2. The space of Riemann integrable functions $R[a, b]$ is a subspace of $\tilde{S}[a, b]$, and the restriction of $\tilde{I}$ to $R[a, b]$ coincides with the Riemann integral.

Could someone help me with this? Thank you!

Answer 1

Since this answer is a bit long, here is a summary. The completion $\tilde{S}[a,b]$, realised as the closure of $S[a,b]$ in the Banach space of bounded functions on $[a,b]$, is a proper subspace of the space of regulated functions. The completion is explicitly characterised in the answer below and it is shown that this completion contains the continuous functions. Moreover, in relation to your proposed results, we have the following.

1. The completion isometrically embeds into $L^{\infty}[a,b]$.

2. The completion is a proper subspace of the Riemann integrable functions on $[a,b]$. Furthermore, the Riemann integral coincides with $\tilde{I}$ on $\tilde{S}[a,b]$.

We first establish the completion of $S[a,b]$ as a closed subspace of $B[a,b]$, where $B[a,b]$ denotes the Banach space of bounded (scalar-valued) functions on $[a,b]$. To achieve this, we use the following lemma.

Lemma. Let $f\colon [a,b] \to \mathbb{K}$. Then the following are equivalent.

$\text{(I)}$. The function $f$ has the following properties.

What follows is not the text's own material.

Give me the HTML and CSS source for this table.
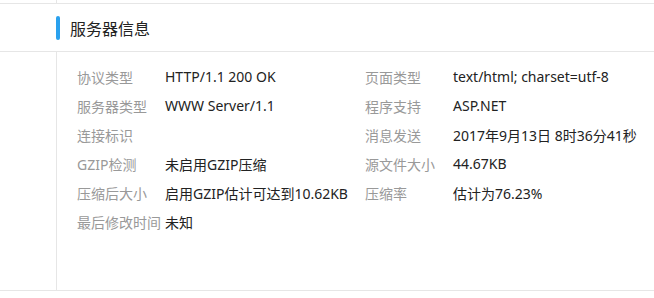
FILE: index.html
```html
<!DOCTYPE html>
<html lang="zh-CN">
<head>
<meta charset="utf-8">
<title>服务器信息</title>
<link rel="stylesheet" href="styles.css">
</head>
<body>
<div class="page">
  <div class="top-strip"></div>
  <div class="panel-head">
    <span class="head-bar"></span>
    <h2 class="head-title">服务器信息</h2>
  </div>
  <div class="panel-body">
    <div class="info-grid">
      <div class="item"><span class="label">协议类型</span><span class="value">HTTP/1.1 200 OK</span></div>
      <div class="item"><span class="label">页面类型</span><span class="value">text/html; charset=utf-8</span></div>
      <div class="item"><span class="label">服务器类型</span><span class="value">WWW Server/1.1</span></div>
      <div class="item"><span class="label">程序支持</span><span class="value">ASP.NET</span></div>
      <div class="item"><span class="label">连接标识</span><span class="value"></span></div>
      <div class="item"><span class="label">消息发送</span><span class="value">2017年9月13日 8时36分41秒</span></div>
      <div class="item"><span class="label">GZIP检测</span><span class="value">未启用GZIP压缩</span></div>
      <div class="item"><span class="label">源文件大小</span><span class="value">44.67KB</span></div>
      <div class="item"><span class="label">压缩后大小</span><span class="value">启用GZIP估计可达到10.62KB</span></div>
      <div class="item"><span class="label">压缩率</span><span class="value">估计为76.23%</span></div>
      <div class="item"><span class="label">最后修改时间</span><span class="value">未知</span></div>
    </div>
  </div>
</div>
</body>
</html>
```

FILE: styles.css
```css
html, body {
  margin: 0;
  padding: 0;
  background: #ffffff;
}

body {
  font-family: "Noto Sans", "Noto Sans CJK SC", sans-serif;
  font-size: 14px;
  color: #333333;
}

.page {
  width: 654px;
}

.top-strip {
  height: 3px;
  margin-left: 56px;
  border-left: 1px solid #e6e6e6;
}

.panel-head {
  height: 47px;
  border-top: 1px solid #e6e6e6;
  border-bottom: 1px solid #e6e6e6;
  display: flex;
  align-items: center;
  padding-left: 56px;
}

.head-bar {
  width: 4px;
  height: 24px;
  border-radius: 2px;
  background: #2aa1ee;
  margin-top: 1px;
}

.head-title {
  margin: 0 0 0 10px;
  font-size: 16px;
  font-weight: normal;
  color: #222222;
  line-height: 24px;
  padding-top: 2px;
}

.panel-body {
  display: flex;
  height: 228px;
  padding-top: 10px;
  border-bottom: 1px solid #e6e6e6;
}

.panel-body::before {
  content: "";
  width: 56px;
  flex: none;
  border-right: 1px solid #e6e6e6;
  margin-top: -10px;
}

.info-grid {
  display: grid;
  grid-template-columns: 288px 288px;
  grid-auto-rows: 29px;
  margin-left: 20px;
  align-content: start;
}

.item {
  display: flex;
  align-items: center;
  white-space: nowrap;
}

.label {
  width: 88px;
  flex: none;
  color: #999999;
}

.value {
  color: #222222;
}
```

1. The function $f$ is right continuous at every point on $[a,b)$, that is \begin{equation} \lim_{x\downarrow c} f(x) = f(\alpha ) \end{equation} for all $c \in [a, b)$.

2. The limit \begin{equation} \lim_{x\uparrow c} f(x) \end{equation} exists for all $c \in (a, b)$.

3. The function $f$ is left continuous at $b$, that is \begin{equation} \lim_{x\uparrow b} f(x) = f(b) . \end{equation}

$\text{(II)}$. The function $f$ belongs to the uniform closure of $S[a,b]$ in $B[a,b]$.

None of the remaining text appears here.